Only by redeploying our troops can we press
the Iraqis to reach comprehensive political accommodation and achieve a
successful transition to Iraqis taking responsibility for the security and
stability of their country. The Bush administration and Senator McCain are
refusing to embrace this transition — despite their previous commitments to
respect the will of Iraq’s sovereign government. They call any timetable for
the removal of American troops “surrender”, even though we would be turning
Iraq over to a sovereign Iraqi government.
But this is not a strategy for success — it
is a strategy for staying that runs contrary to the will of the Iraqi people,
the American people and the security interests of the United States. I would
give the military a new mission on my first day in office: ending this war.
We
must be as careful getting out of Iraq as we were careless getting in. We can
safely redeploy our combat brigades at a pace that would remove them in 16
months. That would be the summer of 2010 — two years from now, and more than
seven years after the war began. After this redeployment, a residual force in
Iraq would perform limited missions: going after any remnants of Al-Qaida in
Mesopotamia, protecting American service members and, so long as the Iraqis
make political progress, training Iraqi security forces. That would not be a
precipitous withdrawal.
In carrying out this strategy, we would
inevitably need to make tactical adjustments. I would consult with commanders
on the ground and the Iraqi government to ensure that our troops were
redeployed safely, and our interests protected. We would move them from secure
areas first and volatile areas later. We would pursue a diplomatic offensive
with every nation in the region on behalf of Iraq’s stability, and commit $2
billion to a new international effort to support Iraq’s refugees.

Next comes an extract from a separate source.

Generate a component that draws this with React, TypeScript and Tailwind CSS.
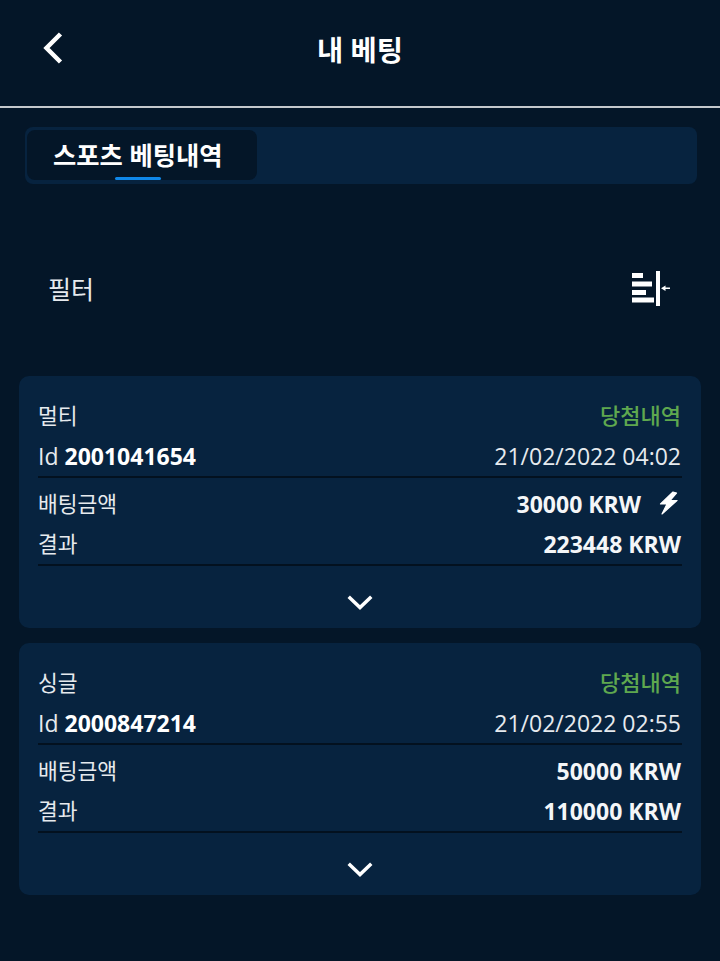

Ending the war is essential to meeting our
broader strategic goals, starting in Afghanistan and Pakistan, where the
Taliban is resurgent and Al-Qaida has a safe haven. Iraq is not the central
front in the war on terrorism, and it never has been. As Adm Mike Mullen, the chairman
of the Joint Chiefs of Staff, recently pointed out, we won’t have sufficient
resources to finish the job in Afghanistan until we reduce our commitment to
Iraq.
I would — as president — pursue a new
strategy, and begin by providing at least two additional combat brigades to
support our effort in Afghanistan. We need more troops, more helicopters,
better intelligence-gathering and more non-military assistance to accomplish
the mission there.
In this campaign, there are honest
differences over Iraq, and we should discuss them with the thoroughness they
deserve. I would make it absolutely clear, unlike Senator McCain, that we seek
no presence in Iraq similar to our permanent bases in South Korea, and would
redeploy our troops out of Iraq and focus on the broader security challenges
that we face. But for far too long, those responsible for the greatest
strategic blunder in the recent history of American foreign policy have ignored
useful debate in favour of making false charges about flip-flops and surrender.
It’s not going to work this time. It’s time
to end this war. — NYTNS
The
writer is the presumptive Democratic US presidential nominee.